For all the hardware under its skin, Paul's Fox rod exudes a clean, sleek look on the outside. Though it started life as a tired GT, the Riedys blended the popular body lines of Saleen and Cobra to create the Mustang's Noxema-clean lines. A Saleen front valance and Cervini's 2-1/2-inch cowl-induction hood remade the front, while Cobra side skirts, a Cobra rear valance and Saleen wing round out the package. Not so obvious are the fenders and quarter-panels flared by Creative Colors and Concepts to accommodate the 18-inch Speedline wheels. CC&C also covered the whole package in three stages of Sikkens Laser Red.

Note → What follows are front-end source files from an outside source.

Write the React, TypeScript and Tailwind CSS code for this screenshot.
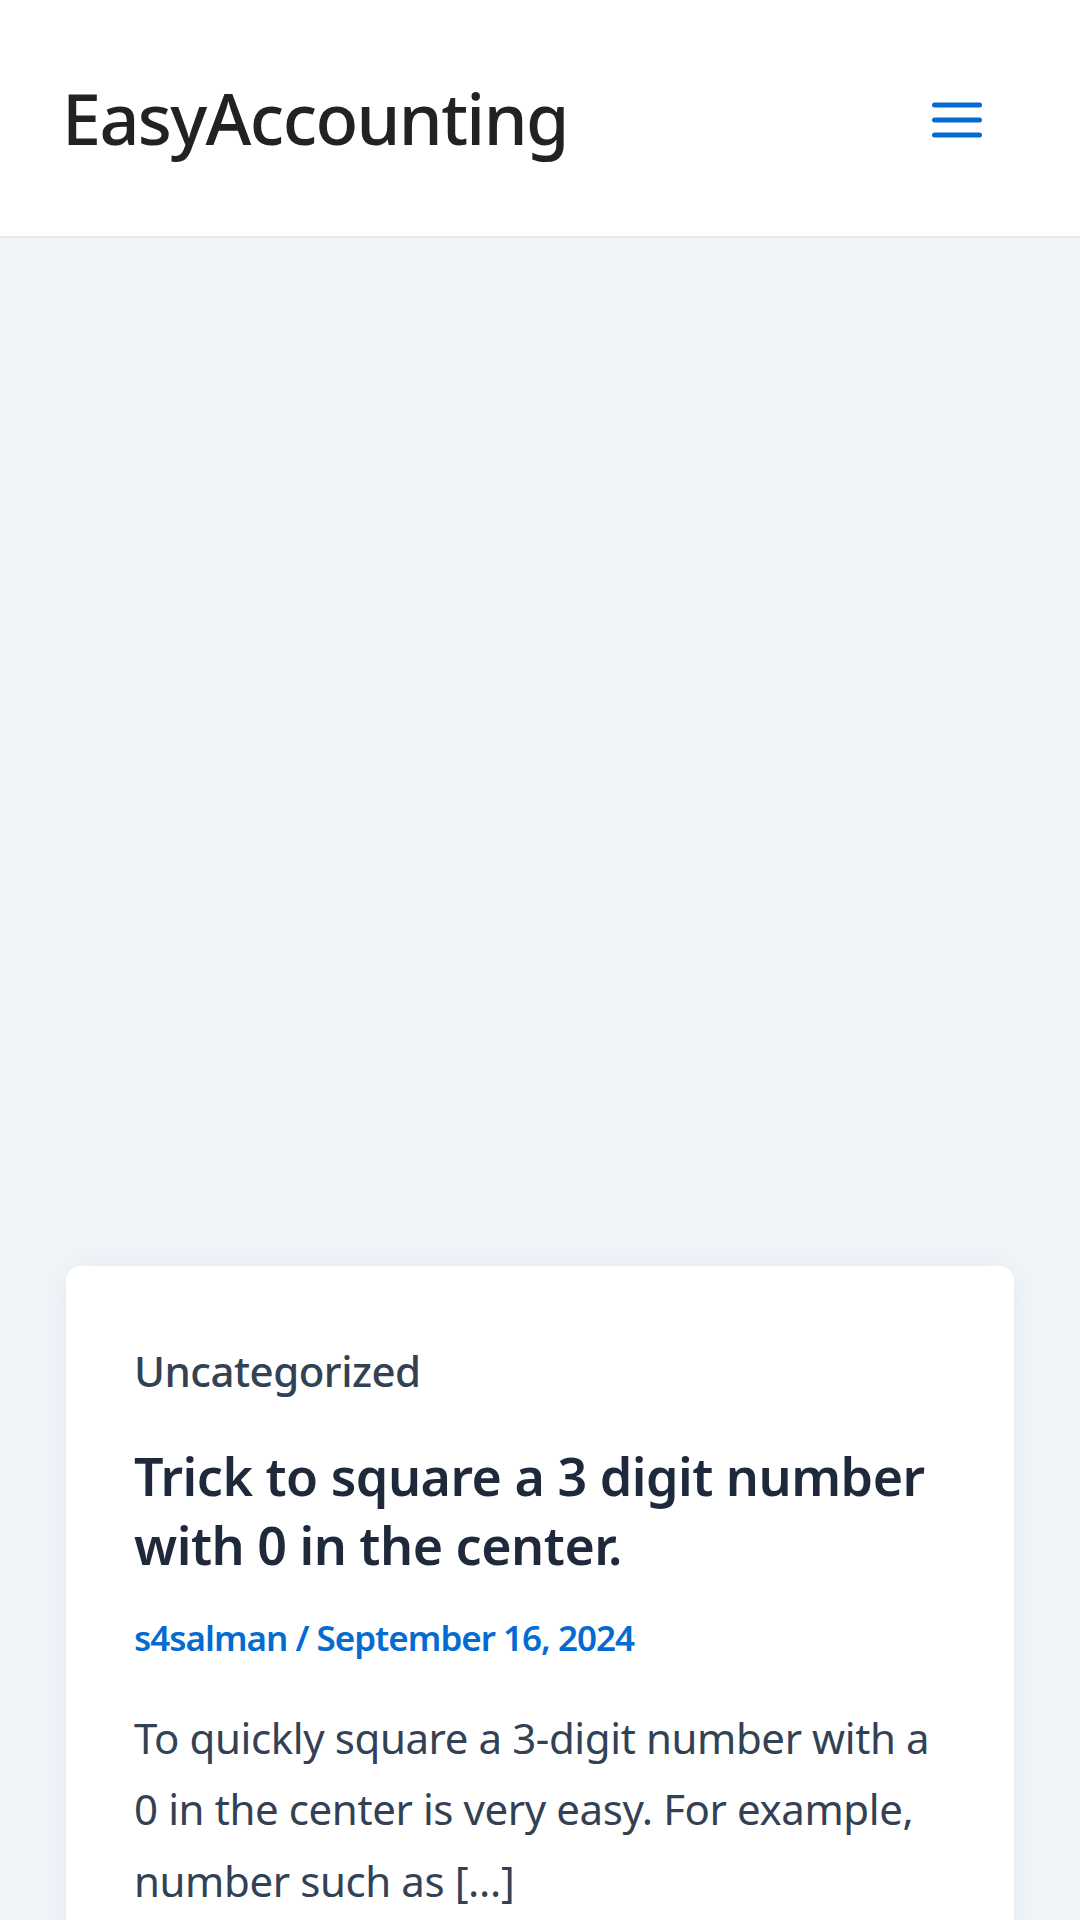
import React from 'react';

const font = { fontFamily: '"Noto Sans", "Open Sans", sans-serif' };

function MenuIcon() {
  return (
    <svg width="50" height="40" viewBox="0 0 50 40" fill="none" stroke="#046bd2" strokeWidth="5" strokeLinecap="round">
      <path d="M2.5 5h45" />
      <path d="M2.5 20h45" />
      <path d="M2.5 35h45" />
    </svg>
  );
}

export default function App() {
  return (
    <div className="min-h-[1920px] w-[1080px] bg-[#f0f5fa] overflow-hidden" style={font}>
      {/* Header */}
      <header className="h-[238px] bg-white border-b-2 border-[#e6e9ed] flex items-center justify-between pl-[62px] pr-[98px]">
        <span className="text-[70px] leading-[90px] font-medium text-[#222] tracking-[-1.6px]">EasyAccounting</span>
        <button className="flex items-center justify-center mt-[4px]" aria-label="Menu">
          <MenuIcon />
        </button>
      </header>

      {/* Ad space */}
      <div className="h-[1028px]" />

      {/* Post card */}
      <main className="px-[66px]">
        <article className="bg-white rounded-[15px] shadow-[0_0_30px_rgba(30,41,59,0.05)] pt-[75px] px-[68px] pb-[80px]">
          <div className="text-[42px] leading-[60px] font-medium text-[#334155] tracking-[-0.5px]">Uncategorized</div>
          <h2 className="mt-[40px] text-[52px] leading-[69px] font-semibold text-[#1e293b] tracking-[-0.5px]">
            Trick to square a 3 digit number with 0 in the center.
          </h2>
          <div className="mt-[33px] text-[35px] leading-[52px] font-semibold text-[#046bd2] tracking-[-1px]">
            s4salman / September 16, 2024
          </div>
          <p className="mt-[38px] text-[42px] leading-[71.4px] text-[#334155] tracking-[-0.4px]">
            To quickly square a 3-digit number with a 0 in the center is very easy. For example, number such as [&hellip;]
          </p>
        </article>
      </main>
    </div>
  );
}
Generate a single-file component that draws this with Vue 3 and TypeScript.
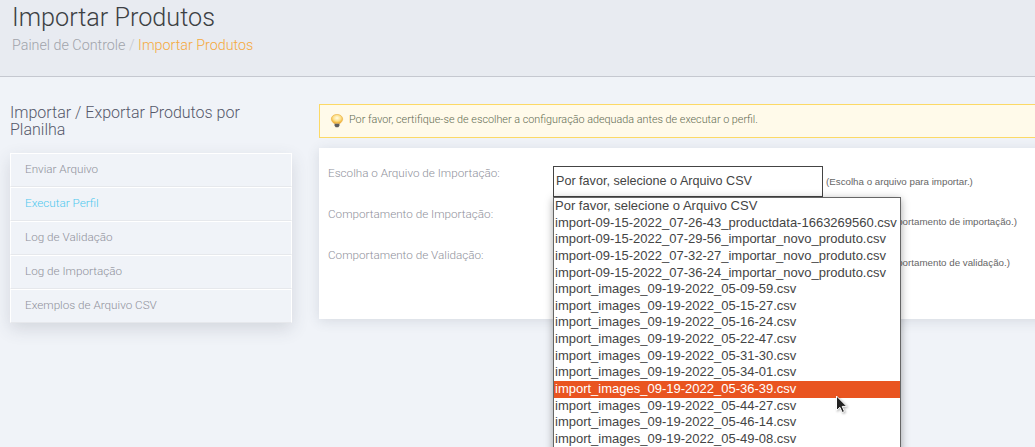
<script setup lang="ts">
const sideItems: string[] = ['Enviar Arquivo', 'Executar Perfil', 'Log de Validação', 'Log de Importação', 'Exemplos de Arquivo CSV']
const options: string[] = [
  'Por favor, selecione o Arquivo CSV',
  'import-09-15-2022_07-26-43_productdata-1663269560.csv',
  'import-09-15-2022_07-29-56_importar_novo_produto.csv',
  'import-09-15-2022_07-32-27_importar_novo_produto.csv',
  'import-09-15-2022_07-36-24_importar_novo_produto.csv',
  'import_images_09-19-2022_05-09-59.csv',
  'import_images_09-19-2022_05-15-27.csv',
  'import_images_09-19-2022_05-16-24.csv',
  'import_images_09-19-2022_05-22-47.csv',
  'import_images_09-19-2022_05-31-30.csv',
  'import_images_09-19-2022_05-34-01.csv',
  'import_images_09-19-2022_05-36-39.csv',
  'import_images_09-19-2022_05-44-27.csv',
  'import_images_09-19-2022_05-46-14.csv',
  'import_images_09-19-2022_05-49-08.csv',
]
const rows = [
  { label: 'Escolha o Arquivo de Importação:', hint: '(Escolha o arquivo para importar.)' },
  { label: 'Comportamento de Importação:', hint: '(Escolha o comportamento de importação.)' },
  { label: 'Comportamento de Validação:', hint: '(Escolha o comportamento de validação.)' },
]
</script>

<template>
  <div class="page">
    <header class="head">
      <h1>Importar Produtos</h1>
      <div class="crumbs">Painel de Controle <span class="sep">/</span> <span class="cur">Importar Produtos</span></div>
    </header>
    <div class="body">
      <aside class="side">
        <h2>Importar / Exportar Produtos por Planilha</h2>
        <ul class="menu">
          <li v-for="(s, i) in sideItems" :key="s" :class="{ on: i === 1 }">{{ s }}</li>
        </ul>
      </aside>
      <main class="main">
        <div class="alert">
          <svg width="14" height="16" viewBox="0 0 16 18">
            <defs>
              <radialGradient id="bulb" cx="50%" cy="40%" r="60%">
                <stop offset="0" stop-color="#fffce8" />
                <stop offset="0.55" stop-color="#fde08a" />
                <stop offset="1" stop-color="#eda92a" />
              </radialGradient>
            </defs>
            <path d="M8 1.500C4.200 1.500 1.500 3.700 1.500 6.800c0 2.300 1.700 3.500 3 5h7c1.300-1.500 3-2.700 3-5C14.500 3.700 11.800 1.500 8 1.500z" fill="url(#bulb)" stroke="#e6ab3c" stroke-width="0.6" />
            <path d="M5.200 12h5.600v2.500L9.500 16.200h-3L5.200 14.500z" fill="#5d5d5f" />
          </svg>
          <span class="alert-text">Por favor, certifique-se de escolher a configuração adequada antes de executar o perfil.</span>
        </div>
        <section class="card">
          <div v-for="(r, i) in rows" :key="r.label" class="row">
            <label>{{ r.label }}</label>
            <div class="control">
              <div class="select" :class="{ ghost: i > 0 }">Por favor, selecione o Arquivo CSV</div>
              <span class="hint">{{ r.hint }}</span>
            </div>
          </div>
          <div class="drop">
            <div v-for="(o, i) in options" :key="o" class="opt" :class="{ hot: i === 11 }">{{ o }}</div>
          </div>
        </section>
      </main>
    </div>
    <svg class="cursor" width="14" height="20" viewBox="0 0 14 20">
      <path d="M1.500 1v14.500l3.400-3.200 2.300 5.200 2.300-1-2.300-5.100h4.600z" fill="#222" stroke="#fff" stroke-width="1" />
    </svg>
  </div>
</template>

<style>
html, body { margin: 0; overflow: hidden; }
</style>

<style scoped>
.page {
  position: relative;
  width: 1035px;
  height: 447px;
  overflow: hidden;
  background: #f0f3f8;
  font-family: Roboto, "Liberation Sans", sans-serif;
  font-weight: 300;
}
.head {
  height: 77px;
  box-sizing: border-box;
  padding: 2px 12px 0;
  background: #e8ebf1;
  border-bottom: 1px solid #c5c8d0;
}
h1 {
  margin: 0;
  font-size: 25.200px;
  line-height: 31px;
  font-weight: 300;
  color: #3c4043;
}
.crumbs {
  margin-top: 2px;
  font-size: 14.300px;
  line-height: 20px;
  color: #a1a4ab;
}
.sep { color: #c6c9d0; }
.cur { color: #f5a93c; }
.body {
  display: flex;
  align-items: flex-start;
  padding: 27px 0 0 10px;
}
.side { width: 282px; flex: none; }
h2 {
  margin: 0 0 15px;
  font-size: 16px;
  line-height: 17px;
  font-weight: 300;
  color: #55586a;
  width: 250px;
}
.menu {
  margin: 0;
  padding: 0;
  list-style: none;
  box-shadow: 0 6px 16px rgba(60, 70, 90, 0.16);
}
.menu li {
  height: 34px;
  box-sizing: border-box;
  padding-left: 14px;
  line-height: 30px;
  font-size: 11.700px;
  color: #8f919b;
  background: #f0f3f8;
  border: 1px solid #fff;
  border-bottom: 1.500px solid #e6e8ec;
}
.menu li.on { color: #4fc8ee; }
.main {
  flex: none;
  width: 730px;
  margin-left: 27px;
}
.alert {
  height: 34px;
  box-sizing: border-box;
  display: flex;
  align-items: center;
  gap: 5px;
  padding-left: 10px;
  background: #fffaea;
  border: 1px solid #fcd966;
  font-size: 10.800px;
  color: #5f6b52;
  font-weight: 300;
}
.alert-text { margin-top: -3px; }
.card {
  position: relative;
  margin-top: 10px;
  height: 171px;
  box-sizing: border-box;
  padding: 18px 0 0 9px;
  background: #fff;
  box-shadow: 0 2px 12px rgba(60, 70, 90, 0.14);
}
.row {
  display: flex;
  height: 41px;
}
.row label {
  width: 225px;
  flex: none;
  font-size: 11.700px;
  line-height: 14px;
  color: #8f919b;
}
.control {
  display: flex;
  align-items: flex-start;
  gap: 3px;
}
.select {
  width: 270px;
  height: 31px;
  box-sizing: border-box;
  padding: 7px 0 0 2px;
  border: 1px solid #444;
  background: #fff;
  font-family: "Liberation Sans", sans-serif;
  font-weight: 400;
  font-size: 12.600px;
  line-height: 15px;
  color: #444;
}
.select.ghost { visibility: hidden; }
.hint {
  font-family: "Liberation Sans", sans-serif;
  font-weight: 400;
  font-size: 9.750px;
  line-height: 32px;
  color: #666;
  white-space: nowrap;
}
.ghost + .hint {
  margin-left: 4px;
  line-height: 30px;
}
.drop {
  position: absolute;
  left: 234px;
  top: 49px;
  width: 348px;
  box-sizing: border-box;
  padding-bottom: 20px;
  border: 1px solid #666;
  background: #fff;
  box-shadow: 0 2px 8px rgba(0, 0, 0, 0.35);
  font-family: "Liberation Sans", sans-serif;
  font-weight: 400;
  font-size: 13px;
}
.opt {
  height: 16.640px;
  line-height: 16.640px;
  padding-left: 1px;
  color: #444;
  white-space: nowrap;
}
.opt.hot { background: #e95420; color: #fff; }
.cursor {
  position: absolute;
  left: 835px;
  top: 395px;
  filter: drop-shadow(1px 1px 1px rgba(0, 0, 0, 0.3));
}
</style>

Obviously, Paul's ride was no weekend project, but with the right combination of patience, planning, and parts, he realized the Mustang of his dreams. In the process, he just may have created a blueprint for the future of the aging Fox Mustang. 5.0
R Performance's sister company, Florida 5.0, manufactures slick gauge pods and clusters, so it's only natural this over-the-top ride got the full treatment of Auto Meter Phantom gauges. In the gauge cluster are the requisite volts, mph, rpm, and fuel-level gauges. Holding firm on the dash are boost, fuel pressure, oil pressure, water temp, and oil temp. If that wasn't enough, two exhaust-temp gauges and a blower-pressure gauge fill in for the stereo. Also inside are Recaro seats and custom leather-and-tweed panels.
Horse Sense: Obviously, it's tough keeping a 680hp street engine cool. To do so, the Riedys built a circuit-breaker-protected, two-speed fan kit. The normal speed toggles on at 195 degrees and off at 180. For extreme situations the high speed is activated by a toggle switch in the cockpit.